(Your objective) Copy exactly the lines of the material below that run from the one containing "What React, TypeScript" through the one containing "const links = ['Beranda', 'Produk', 'Tentang', 'Kontak'];". Copy no other lines.

>> START

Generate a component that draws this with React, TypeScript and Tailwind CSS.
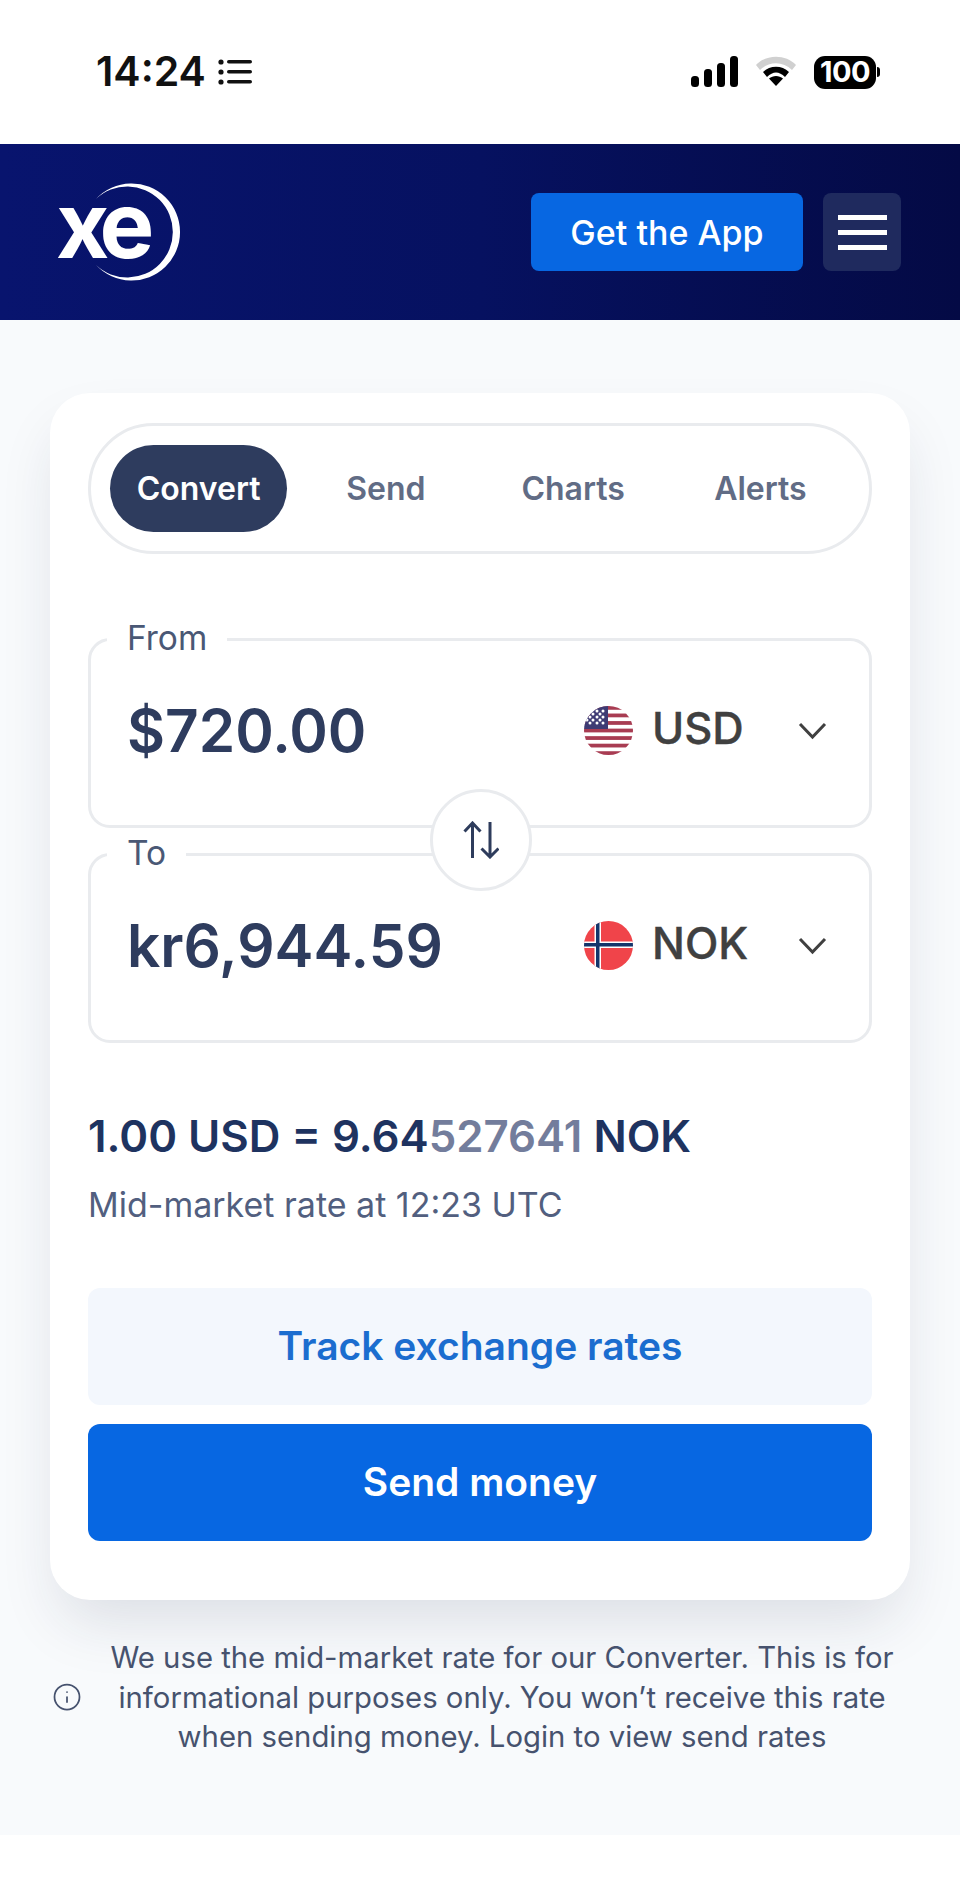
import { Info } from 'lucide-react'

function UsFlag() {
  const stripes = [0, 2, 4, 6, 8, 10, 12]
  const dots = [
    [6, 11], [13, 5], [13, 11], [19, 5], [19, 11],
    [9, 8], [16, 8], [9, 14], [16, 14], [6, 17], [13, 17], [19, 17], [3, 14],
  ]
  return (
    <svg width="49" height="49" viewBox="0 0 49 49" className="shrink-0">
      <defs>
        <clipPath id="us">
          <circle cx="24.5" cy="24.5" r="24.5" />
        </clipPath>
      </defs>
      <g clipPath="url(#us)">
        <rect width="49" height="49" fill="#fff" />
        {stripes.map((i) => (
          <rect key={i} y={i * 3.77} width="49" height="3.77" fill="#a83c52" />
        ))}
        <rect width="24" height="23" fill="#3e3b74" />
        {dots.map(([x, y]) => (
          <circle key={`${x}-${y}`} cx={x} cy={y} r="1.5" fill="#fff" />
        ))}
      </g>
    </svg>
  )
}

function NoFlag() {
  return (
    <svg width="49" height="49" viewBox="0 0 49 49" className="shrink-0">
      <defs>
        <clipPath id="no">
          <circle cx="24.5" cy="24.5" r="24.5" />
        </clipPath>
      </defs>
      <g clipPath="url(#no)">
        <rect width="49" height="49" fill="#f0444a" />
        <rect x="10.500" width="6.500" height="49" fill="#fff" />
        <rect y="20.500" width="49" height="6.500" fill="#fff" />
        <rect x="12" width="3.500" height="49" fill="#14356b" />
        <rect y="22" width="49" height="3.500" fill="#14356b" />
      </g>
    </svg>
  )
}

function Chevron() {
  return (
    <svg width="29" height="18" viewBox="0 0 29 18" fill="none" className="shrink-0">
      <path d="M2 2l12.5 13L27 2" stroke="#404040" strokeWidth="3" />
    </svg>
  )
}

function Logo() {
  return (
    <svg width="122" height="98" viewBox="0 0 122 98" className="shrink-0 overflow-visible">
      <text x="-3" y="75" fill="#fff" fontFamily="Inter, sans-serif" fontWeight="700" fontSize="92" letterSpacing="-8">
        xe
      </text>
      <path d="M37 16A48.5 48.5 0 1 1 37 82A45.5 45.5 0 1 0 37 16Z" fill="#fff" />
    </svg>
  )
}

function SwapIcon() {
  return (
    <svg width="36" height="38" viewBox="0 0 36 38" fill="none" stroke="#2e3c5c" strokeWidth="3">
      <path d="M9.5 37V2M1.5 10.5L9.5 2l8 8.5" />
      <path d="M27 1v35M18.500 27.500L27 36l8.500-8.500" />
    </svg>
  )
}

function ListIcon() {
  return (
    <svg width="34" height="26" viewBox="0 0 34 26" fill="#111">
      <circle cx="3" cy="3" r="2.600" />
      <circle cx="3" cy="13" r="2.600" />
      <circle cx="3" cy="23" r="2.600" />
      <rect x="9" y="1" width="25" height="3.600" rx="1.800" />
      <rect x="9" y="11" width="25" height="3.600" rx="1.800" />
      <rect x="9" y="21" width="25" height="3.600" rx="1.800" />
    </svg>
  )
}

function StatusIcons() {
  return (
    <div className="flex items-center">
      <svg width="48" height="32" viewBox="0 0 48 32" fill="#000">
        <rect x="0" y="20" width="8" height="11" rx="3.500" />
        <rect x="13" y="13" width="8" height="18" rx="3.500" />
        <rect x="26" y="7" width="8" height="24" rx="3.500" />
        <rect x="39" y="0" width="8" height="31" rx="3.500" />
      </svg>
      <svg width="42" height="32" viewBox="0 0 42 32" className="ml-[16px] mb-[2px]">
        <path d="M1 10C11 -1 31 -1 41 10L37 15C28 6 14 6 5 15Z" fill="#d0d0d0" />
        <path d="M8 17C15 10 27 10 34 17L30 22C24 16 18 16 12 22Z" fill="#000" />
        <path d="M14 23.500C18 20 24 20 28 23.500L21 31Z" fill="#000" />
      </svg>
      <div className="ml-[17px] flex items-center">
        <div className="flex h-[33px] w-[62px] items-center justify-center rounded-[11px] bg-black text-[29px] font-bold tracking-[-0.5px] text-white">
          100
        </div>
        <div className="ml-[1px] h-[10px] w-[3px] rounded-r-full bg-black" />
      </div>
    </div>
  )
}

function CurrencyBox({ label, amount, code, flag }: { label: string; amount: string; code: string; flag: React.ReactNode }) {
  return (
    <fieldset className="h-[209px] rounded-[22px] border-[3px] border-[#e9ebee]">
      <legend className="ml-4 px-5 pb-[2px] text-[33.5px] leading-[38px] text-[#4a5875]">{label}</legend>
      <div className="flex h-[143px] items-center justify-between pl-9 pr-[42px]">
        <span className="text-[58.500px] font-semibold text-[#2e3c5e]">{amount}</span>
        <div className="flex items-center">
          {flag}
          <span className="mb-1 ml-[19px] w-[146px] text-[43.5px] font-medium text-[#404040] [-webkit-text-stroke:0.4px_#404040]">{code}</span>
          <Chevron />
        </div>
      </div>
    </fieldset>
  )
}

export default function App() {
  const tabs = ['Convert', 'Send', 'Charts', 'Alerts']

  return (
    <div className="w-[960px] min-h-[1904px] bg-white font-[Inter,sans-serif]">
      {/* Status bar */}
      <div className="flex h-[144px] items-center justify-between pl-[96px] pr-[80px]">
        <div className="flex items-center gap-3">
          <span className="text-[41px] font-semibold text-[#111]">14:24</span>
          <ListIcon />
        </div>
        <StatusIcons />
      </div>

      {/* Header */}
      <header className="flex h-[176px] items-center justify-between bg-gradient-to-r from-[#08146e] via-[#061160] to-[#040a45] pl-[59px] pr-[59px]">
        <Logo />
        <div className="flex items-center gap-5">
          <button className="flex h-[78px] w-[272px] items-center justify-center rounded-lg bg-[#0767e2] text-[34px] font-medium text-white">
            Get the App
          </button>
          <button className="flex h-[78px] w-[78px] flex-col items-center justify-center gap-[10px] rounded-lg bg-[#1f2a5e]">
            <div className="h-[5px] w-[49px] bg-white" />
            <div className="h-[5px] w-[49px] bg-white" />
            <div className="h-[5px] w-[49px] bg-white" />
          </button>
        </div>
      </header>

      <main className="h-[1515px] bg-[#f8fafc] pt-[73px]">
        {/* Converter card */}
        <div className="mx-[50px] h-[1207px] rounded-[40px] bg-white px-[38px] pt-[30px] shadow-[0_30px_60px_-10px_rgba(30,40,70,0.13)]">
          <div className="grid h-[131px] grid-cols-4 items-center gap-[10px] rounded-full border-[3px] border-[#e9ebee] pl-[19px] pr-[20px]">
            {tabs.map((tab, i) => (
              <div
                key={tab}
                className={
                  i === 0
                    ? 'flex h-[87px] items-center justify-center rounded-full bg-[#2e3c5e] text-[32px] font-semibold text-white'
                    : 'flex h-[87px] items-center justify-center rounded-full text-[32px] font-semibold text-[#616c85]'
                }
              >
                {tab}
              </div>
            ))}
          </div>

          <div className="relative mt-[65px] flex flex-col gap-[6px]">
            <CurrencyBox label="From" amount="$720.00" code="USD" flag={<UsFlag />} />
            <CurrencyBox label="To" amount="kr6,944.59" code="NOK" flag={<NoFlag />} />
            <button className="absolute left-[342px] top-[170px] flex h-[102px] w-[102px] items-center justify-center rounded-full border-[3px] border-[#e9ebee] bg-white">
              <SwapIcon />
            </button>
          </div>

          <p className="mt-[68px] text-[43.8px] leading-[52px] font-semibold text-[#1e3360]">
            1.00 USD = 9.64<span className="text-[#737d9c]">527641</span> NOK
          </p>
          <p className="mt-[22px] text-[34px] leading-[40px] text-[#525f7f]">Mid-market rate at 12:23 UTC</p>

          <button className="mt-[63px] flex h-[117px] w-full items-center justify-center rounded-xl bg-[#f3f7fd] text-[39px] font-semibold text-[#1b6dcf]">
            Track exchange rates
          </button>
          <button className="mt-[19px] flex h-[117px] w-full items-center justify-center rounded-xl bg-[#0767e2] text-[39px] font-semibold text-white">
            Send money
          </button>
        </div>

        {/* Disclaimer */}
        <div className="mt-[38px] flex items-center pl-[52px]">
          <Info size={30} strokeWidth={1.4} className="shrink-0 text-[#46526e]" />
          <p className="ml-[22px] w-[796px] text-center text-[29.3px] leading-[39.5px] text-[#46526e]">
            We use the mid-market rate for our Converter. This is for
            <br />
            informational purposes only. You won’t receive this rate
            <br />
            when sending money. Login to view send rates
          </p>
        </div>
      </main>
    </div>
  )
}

>> END
>> START

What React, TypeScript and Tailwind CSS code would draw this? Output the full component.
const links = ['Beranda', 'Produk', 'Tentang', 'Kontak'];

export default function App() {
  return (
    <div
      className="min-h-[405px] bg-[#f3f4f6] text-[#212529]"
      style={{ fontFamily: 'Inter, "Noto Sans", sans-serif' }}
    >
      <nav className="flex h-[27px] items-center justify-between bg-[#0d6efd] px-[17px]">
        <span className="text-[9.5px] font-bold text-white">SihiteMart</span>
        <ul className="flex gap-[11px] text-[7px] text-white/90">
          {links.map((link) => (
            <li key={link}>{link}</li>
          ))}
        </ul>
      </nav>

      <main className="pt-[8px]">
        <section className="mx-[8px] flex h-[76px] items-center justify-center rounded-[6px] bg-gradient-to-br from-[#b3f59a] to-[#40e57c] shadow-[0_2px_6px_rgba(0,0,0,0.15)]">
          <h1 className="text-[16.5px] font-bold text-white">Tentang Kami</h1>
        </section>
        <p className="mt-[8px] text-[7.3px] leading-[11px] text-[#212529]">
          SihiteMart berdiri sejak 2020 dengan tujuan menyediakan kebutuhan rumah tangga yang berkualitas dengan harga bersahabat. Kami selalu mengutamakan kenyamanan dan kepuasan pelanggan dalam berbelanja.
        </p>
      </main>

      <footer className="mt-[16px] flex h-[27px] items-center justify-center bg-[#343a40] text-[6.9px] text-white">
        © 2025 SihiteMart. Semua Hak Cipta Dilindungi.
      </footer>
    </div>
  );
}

>> END
>> START

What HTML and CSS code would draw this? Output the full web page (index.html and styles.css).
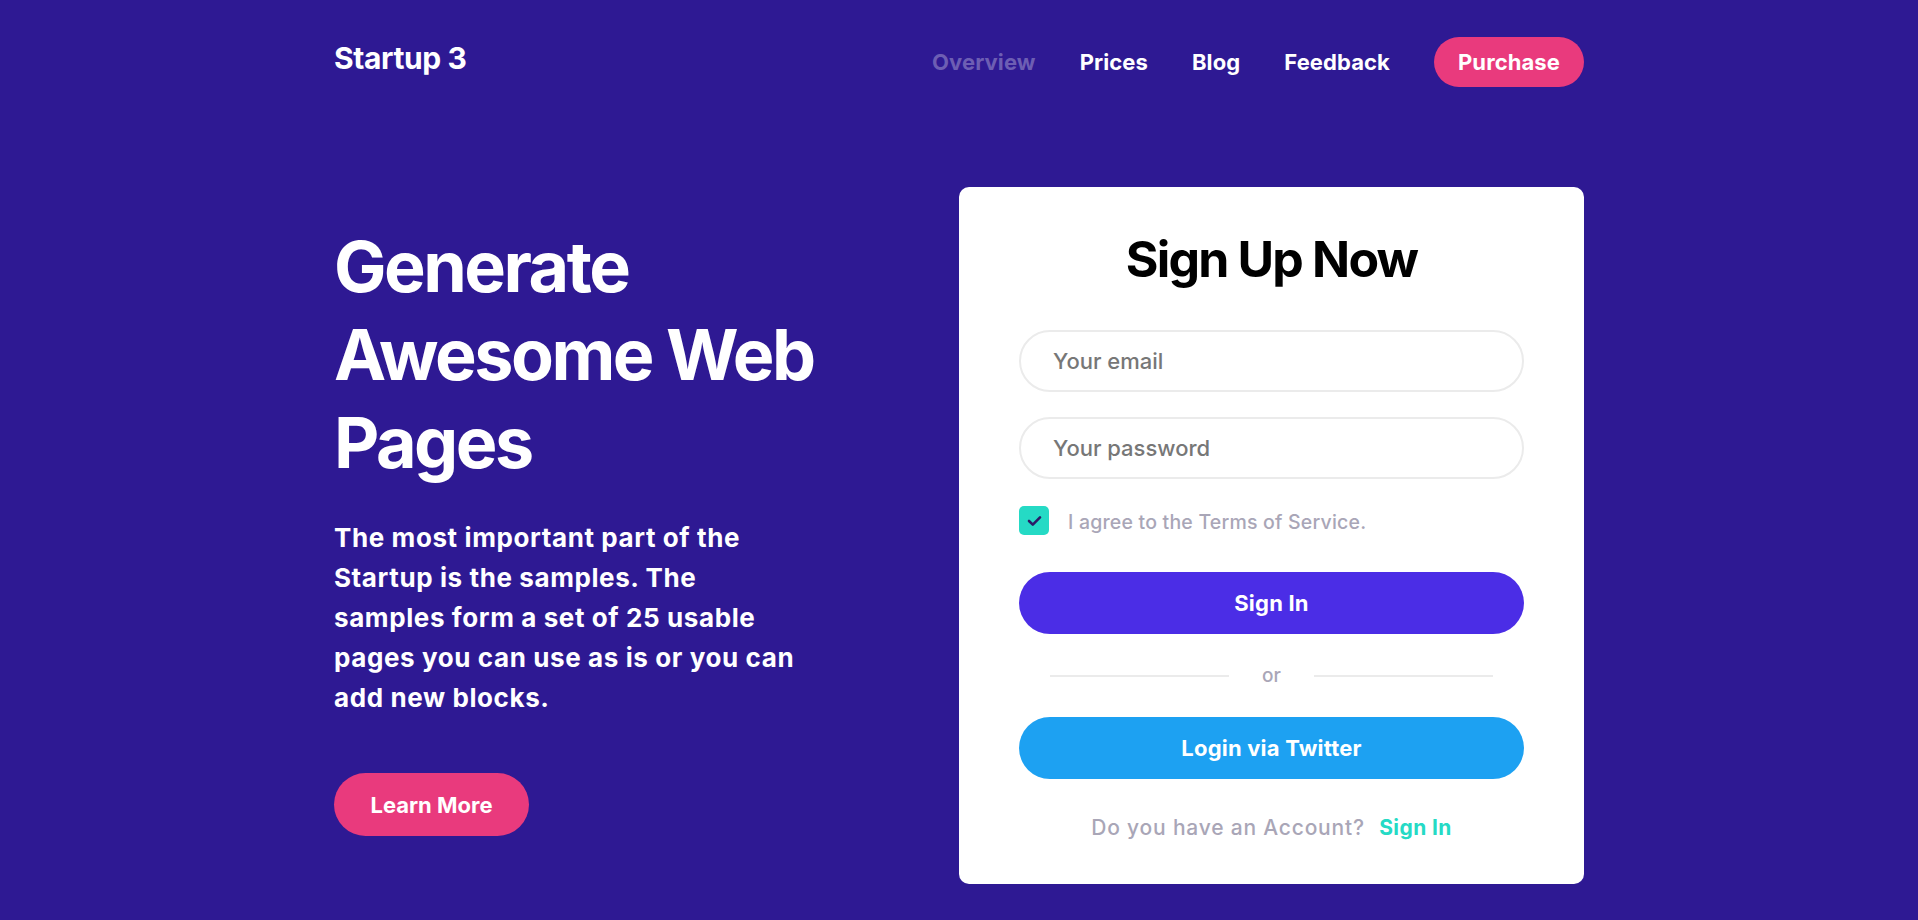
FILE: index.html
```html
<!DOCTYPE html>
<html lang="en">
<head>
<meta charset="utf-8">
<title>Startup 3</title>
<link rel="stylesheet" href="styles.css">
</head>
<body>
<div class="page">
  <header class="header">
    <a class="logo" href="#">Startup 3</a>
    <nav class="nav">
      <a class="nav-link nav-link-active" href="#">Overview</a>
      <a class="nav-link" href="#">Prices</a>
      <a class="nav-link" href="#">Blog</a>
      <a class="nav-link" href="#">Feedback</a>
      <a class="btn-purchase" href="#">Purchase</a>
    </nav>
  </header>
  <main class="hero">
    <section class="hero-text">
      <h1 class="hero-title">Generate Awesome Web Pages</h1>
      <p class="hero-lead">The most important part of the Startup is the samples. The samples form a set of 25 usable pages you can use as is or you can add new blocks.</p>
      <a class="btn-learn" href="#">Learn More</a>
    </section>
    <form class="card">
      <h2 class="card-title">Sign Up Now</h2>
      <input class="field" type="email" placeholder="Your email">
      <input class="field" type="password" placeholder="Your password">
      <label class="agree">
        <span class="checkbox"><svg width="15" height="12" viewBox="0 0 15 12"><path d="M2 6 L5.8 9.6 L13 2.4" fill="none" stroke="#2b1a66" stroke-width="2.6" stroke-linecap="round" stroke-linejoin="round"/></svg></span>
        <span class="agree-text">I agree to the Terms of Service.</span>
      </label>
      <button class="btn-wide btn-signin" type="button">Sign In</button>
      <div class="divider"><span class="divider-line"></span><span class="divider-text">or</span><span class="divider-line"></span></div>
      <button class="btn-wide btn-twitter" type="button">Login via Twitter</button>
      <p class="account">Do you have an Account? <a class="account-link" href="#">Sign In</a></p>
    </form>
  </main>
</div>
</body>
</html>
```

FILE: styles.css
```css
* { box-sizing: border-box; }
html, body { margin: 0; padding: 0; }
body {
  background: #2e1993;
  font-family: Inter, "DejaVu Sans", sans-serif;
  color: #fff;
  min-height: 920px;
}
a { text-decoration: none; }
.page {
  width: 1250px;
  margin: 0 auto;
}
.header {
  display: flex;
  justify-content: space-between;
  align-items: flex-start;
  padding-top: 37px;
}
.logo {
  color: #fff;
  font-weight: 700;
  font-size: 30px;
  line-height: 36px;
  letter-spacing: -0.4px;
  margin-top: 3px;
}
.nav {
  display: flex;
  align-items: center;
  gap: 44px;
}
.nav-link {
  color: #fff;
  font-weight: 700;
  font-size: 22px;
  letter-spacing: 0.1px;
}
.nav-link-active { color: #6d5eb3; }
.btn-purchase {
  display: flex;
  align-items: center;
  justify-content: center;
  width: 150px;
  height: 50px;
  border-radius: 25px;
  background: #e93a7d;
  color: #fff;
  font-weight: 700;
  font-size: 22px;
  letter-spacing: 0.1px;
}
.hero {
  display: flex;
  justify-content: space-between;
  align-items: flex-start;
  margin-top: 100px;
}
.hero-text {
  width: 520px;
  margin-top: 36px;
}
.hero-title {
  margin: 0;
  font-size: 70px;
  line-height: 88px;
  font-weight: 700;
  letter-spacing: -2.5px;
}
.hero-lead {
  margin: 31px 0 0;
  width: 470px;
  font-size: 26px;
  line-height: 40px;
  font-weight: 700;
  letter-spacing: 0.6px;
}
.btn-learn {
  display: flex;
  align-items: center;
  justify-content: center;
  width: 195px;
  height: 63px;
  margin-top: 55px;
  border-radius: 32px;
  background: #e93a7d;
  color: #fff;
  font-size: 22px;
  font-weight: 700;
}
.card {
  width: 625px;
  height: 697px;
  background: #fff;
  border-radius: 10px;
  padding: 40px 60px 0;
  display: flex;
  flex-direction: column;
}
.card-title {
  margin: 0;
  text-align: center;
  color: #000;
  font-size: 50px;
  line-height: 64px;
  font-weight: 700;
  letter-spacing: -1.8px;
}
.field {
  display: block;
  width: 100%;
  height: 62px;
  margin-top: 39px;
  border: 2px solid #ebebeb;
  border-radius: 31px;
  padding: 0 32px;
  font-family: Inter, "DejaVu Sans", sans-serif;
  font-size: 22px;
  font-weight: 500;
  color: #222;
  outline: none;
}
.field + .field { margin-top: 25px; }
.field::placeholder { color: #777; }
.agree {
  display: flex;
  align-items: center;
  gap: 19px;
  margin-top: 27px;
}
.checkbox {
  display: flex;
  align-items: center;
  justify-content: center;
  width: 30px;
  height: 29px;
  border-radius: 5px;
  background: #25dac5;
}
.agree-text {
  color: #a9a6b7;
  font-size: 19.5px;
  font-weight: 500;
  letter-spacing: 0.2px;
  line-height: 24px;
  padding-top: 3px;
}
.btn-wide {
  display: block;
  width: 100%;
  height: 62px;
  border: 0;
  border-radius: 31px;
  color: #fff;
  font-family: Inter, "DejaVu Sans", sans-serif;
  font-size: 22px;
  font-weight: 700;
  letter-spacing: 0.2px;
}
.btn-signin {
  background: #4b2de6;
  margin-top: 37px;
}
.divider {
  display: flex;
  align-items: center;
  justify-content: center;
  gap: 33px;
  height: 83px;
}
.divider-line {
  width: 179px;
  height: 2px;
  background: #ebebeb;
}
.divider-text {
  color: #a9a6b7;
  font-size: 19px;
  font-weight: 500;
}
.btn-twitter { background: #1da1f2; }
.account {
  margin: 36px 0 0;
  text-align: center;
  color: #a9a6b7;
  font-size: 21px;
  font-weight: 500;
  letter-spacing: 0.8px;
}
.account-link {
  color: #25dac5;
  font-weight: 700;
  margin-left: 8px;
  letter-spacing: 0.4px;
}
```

>> END

(Right answer)
What React, TypeScript and Tailwind CSS code would draw this? Output the full component.
const links = ['Beranda', 'Produk', 'Tentang', 'Kontak'];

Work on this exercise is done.